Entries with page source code
--- start ---
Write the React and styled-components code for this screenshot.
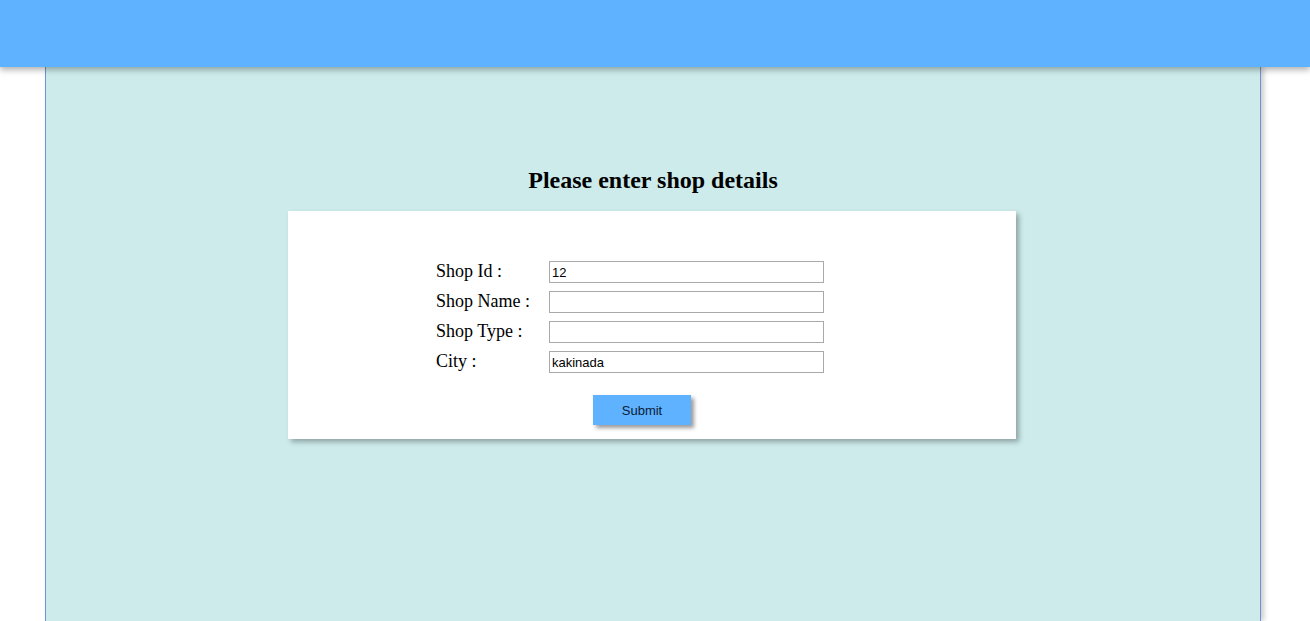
import React from "react";
import styled, { createGlobalStyle } from "styled-components";

const Global = createGlobalStyle`
  html, body { margin: 0; padding: 0; background: #ffffff; overflow: hidden; }
  body { font-family: "Liberation Serif", "Times New Roman", serif; }
`;

const Header = styled.header`
  height: 67px;
  background: #5eb2ff;
  box-shadow: 0 3px 6px rgba(0, 0, 0, 0.3);
  position: relative;
  z-index: 2;
`;

const Panel = styled.main`
  box-sizing: border-box;
  width: 1216px;
  margin-left: 45px;
  height: calc(100vh - 67px);
  background: #cdebeb;
  border-left: 1px solid #6f94d6;
  border-right: 1px solid #6f94d6;
  box-shadow: 3px 0 5px rgba(0, 0, 0, 0.2);
  padding-top: 100px;
  display: flex;
  flex-direction: column;
  align-items: center;
`;

const Title = styled.h2`
  margin: 0 0 17px 0;
  font-family: "Liberation Serif", "Times New Roman", serif;
  font-size: 24px;
  font-weight: bold;
  line-height: 27px;
  color: #000;
  margin-left: 0;
`;

const Card = styled.form`
  box-sizing: border-box;
  width: 728px;
  height: 228px;
  margin-left: -2px;
  background: #fff;
  box-shadow: 3px 3px 5px rgba(0, 0, 0, 0.3);
  padding: 50px 0 0 148px;
`;

const Grid = styled.div`
  display: grid;
  grid-template-columns: 113px 275px;
  row-gap: 8px;
`;

const Label = styled.label`
  font-family: "Liberation Serif", "Times New Roman", serif;
  font-size: 18px;
  line-height: 22px;
  color: #000;
  margin-top: -1px;
`;

const Input = styled.input`
  box-sizing: border-box;
  width: 275px;
  height: 22px;
  border: 1px solid #a9a9a9;
  padding: 0 2px;
  font-family: "Liberation Sans", Arial, sans-serif;
  font-size: 13px;
  color: #000;
  background: #fff;
  outline: none;
`;

const ButtonRow = styled.div`
  padding: 22px 0 0 157px;
`;

const Button = styled.button`
  width: 98px;
  height: 30px;
  border: none;
  background: #5eb2ff;
  box-shadow: 3px 3px 4px rgba(0, 0, 0, 0.4);
  font-family: "Liberation Sans", Arial, sans-serif;
  font-size: 13px;
  color: #0b1b36;
  padding: 0;
  cursor: pointer;
`;

const fields = [
  { label: "Shop Id :", value: "12" },
  { label: "Shop Name :", value: "" },
  { label: "Shop Type :", value: "" },
  { label: "City :", value: "kakinada" },
];

export default function App() {
  return (
    <>
      <Global />
      <Header />
      <Panel>
        <Title>Please enter shop details</Title>
        <Card onSubmit={(e) => e.preventDefault()}>
          <Grid>
            {fields.map((f) => (
              <React.Fragment key={f.label}>
                <Label>{f.label}</Label>
                <Input defaultValue={f.value} />
              </React.Fragment>
            ))}
          </Grid>
          <ButtonRow>
            <Button type="submit">Submit</Button>
          </ButtonRow>
        </Card>
      </Panel>
    </>
  );
}
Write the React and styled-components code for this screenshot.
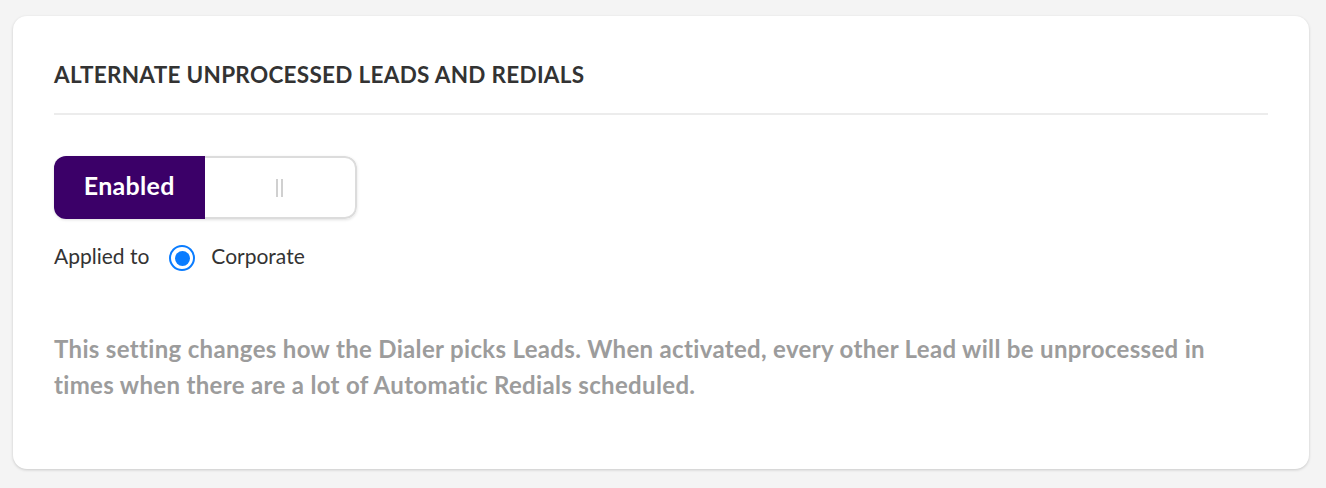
import * as React from "react";
import styled, { createGlobalStyle } from "styled-components";

const GlobalStyle = createGlobalStyle`
  html, body {
    margin: 0;
    padding: 0;
    background: #f4f4f4;
  }
  body {
    font-family: "Lato", "Open Sans", sans-serif;
  }
`;

const Page = styled.div`
  padding: 16px 17px 18px 13px;
`;

const Card = styled.section`
  box-sizing: border-box;
  width: 1296px;
  height: 453px;
  background: #fff;
  border-radius: 14px;
  box-shadow: 0 1px 3px rgba(0, 0, 0, 0.18);
  padding: 46px 41px 0 41px;
`;

const Title = styled.h2`
  margin: 0;
  font-size: 22.5px;
  font-weight: 700;
  color: #333;
  line-height: 26px;
  letter-spacing: 0.3px;
  padding-bottom: 25px;
  border-bottom: 2px solid #ececec;
`;

const Toggle = styled.div`
  display: flex;
  width: 303px;
  height: 63px;
  margin-top: 41px;
  border-radius: 12px;
  overflow: hidden;
  box-shadow: 0 1px 3px rgba(0, 0, 0, 0.12);
`;

const ToggleSide = styled.div`
  flex: 1;
  display: flex;
  align-items: center;
  justify-content: center;
  padding-bottom: ${(p) => (p.$on ? "5px" : "0")};
  font-size: 25px;
  font-weight: 700;
  letter-spacing: 0.3px;
  color: #fff;
  background: ${(p) => (p.$on ? "#3b0068" : "#fff")};
  border: ${(p) => (p.$on ? "none" : "2px solid #dcdcdc")};
  border-left: none;
  border-radius: ${(p) => (p.$on ? "0" : "0 12px 12px 0")};
`;

const Grip = styled.span`
  display: flex;
  gap: 3px;
  & > i {
    display: block;
    width: 2px;
    height: 18px;
    background: #d0d0d0;
  }
`;

const AppliedRow = styled.div`
  display: flex;
  align-items: center;
  height: 30px;
  margin-top: 21px;
  font-size: 21px;
  letter-spacing: 0;
  color: #333;
`;

const Radio = styled.span`
  box-sizing: border-box;
  width: 26px;
  height: 26px;
  border-radius: 50%;
  border: 2.5px solid #0a7cff;
  display: flex;
  align-items: center;
  justify-content: center;
  margin: 6px 16px 0 20px;
  &::after {
    content: "";
    width: 15px;
    height: 15px;
    border-radius: 50%;
    background: #0a7cff;
  }
`;

const Description = styled.p`
  margin: 61px 0 0;
  font-size: 24px;
  line-height: 36px;
  font-weight: 700;
  letter-spacing: 0.33px;
  color: #9c9c9c;
  max-width: 1180px;
`;

export default function App() {
  return (
    <Page>
      <GlobalStyle />
      <Card>
        <Title>ALTERNATE UNPROCESSED LEADS AND REDIALS</Title>
        <Toggle>
          <ToggleSide $on>Enabled</ToggleSide>
          <ToggleSide>
            <Grip>
              <i />
              <i />
            </Grip>
          </ToggleSide>
        </Toggle>
        <AppliedRow>
          <span>Applied to</span>
          <Radio />
          <span>Corporate</span>
        </AppliedRow>
        <Description>
          This setting changes how the Dialer picks Leads. When activated, every other Lead will be
          unprocessed in times when there are a lot of Automatic Redials scheduled.
        </Description>
      </Card>
    </Page>
  );
}
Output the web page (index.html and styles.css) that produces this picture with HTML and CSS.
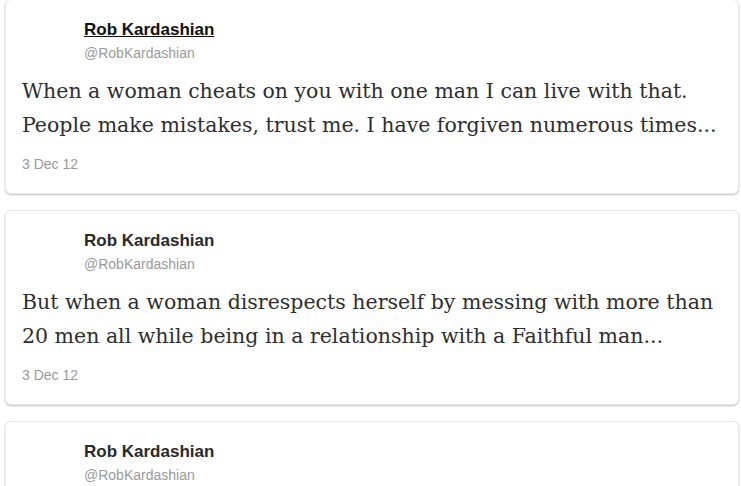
FILE: index.html
```html
<!DOCTYPE html>
<html>
<head>
<meta charset="utf-8">
<link rel="stylesheet" href="styles.css">
</head>
<body>
<div class="feed">
  <div class="card first">
    <div class="head">
      <a class="name hover">Rob Kardashian</a>
      <div class="handle">@RobKardashian</div>
    </div>
    <p class="text">When a woman cheats on you with one man I can live with that.<br>People make mistakes, trust me. I have forgiven numerous times...</p>
    <div class="date">3 Dec 12</div>
  </div>
  <div class="card">
    <div class="head">
      <a class="name">Rob Kardashian</a>
      <div class="handle">@RobKardashian</div>
    </div>
    <p class="text">But when a woman disrespects herself by messing with more than<br>20 men all while being in a relationship with a Faithful man...</p>
    <div class="date">3 Dec 12</div>
  </div>
  <div class="card">
    <div class="head">
      <a class="name">Rob Kardashian</a>
      <div class="handle">@RobKardashian</div>
    </div>
  </div>
</div>
</body>
</html>
```
FILE: styles.css
```css
html, body {
  margin: 0;
  padding: 0;
  background: #ffffff;
  overflow: hidden;
}
.feed {
  display: flex;
  flex-direction: column;
  gap: 16px;
  padding: 0 2px 0 5px;
  margin-top: -1px;
}
.card {
  background: #fff;
  border: 1px solid #e8e8e8;
  border-radius: 6px;
  box-shadow: 0 1px 2px rgba(0,0,0,0.25);
  height: 195px;
  flex-shrink: 0;
  box-sizing: border-box;
  padding: 20px 16px 0 16px;
}
.head {
  padding-left: 62px;
}
.name {
  display: block;
  font-family: "Liberation Sans", Arial, sans-serif;
  font-weight: bold;
  font-size: 17px;
  line-height: 20px;
  color: #2a2a2a;
  text-decoration: none;
}
.name.hover {
  color: #111;
  text-decoration: underline;
}
.handle {
  font-family: "Liberation Sans", Arial, sans-serif;
  font-size: 14px;
  line-height: 16px;
  margin-top: 5px;
  color: #9a9a9a;
}
.text {
  margin: 13px 0 0 0;
  font-family: "DejaVu Serif", Georgia, serif;
  font-size: 20.5px;
  line-height: 34px;
  color: #2e2e2e;
}
.date {
  margin-top: 14px;
  font-family: "Liberation Sans", Arial, sans-serif;
  font-size: 14px;
  line-height: 16px;
  color: #999;
}
```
--- end ---
| DIRECTIONS |
Report how many lines in the data include the word "that", and give nothing but the count.

| RESPONSE BELOW |
2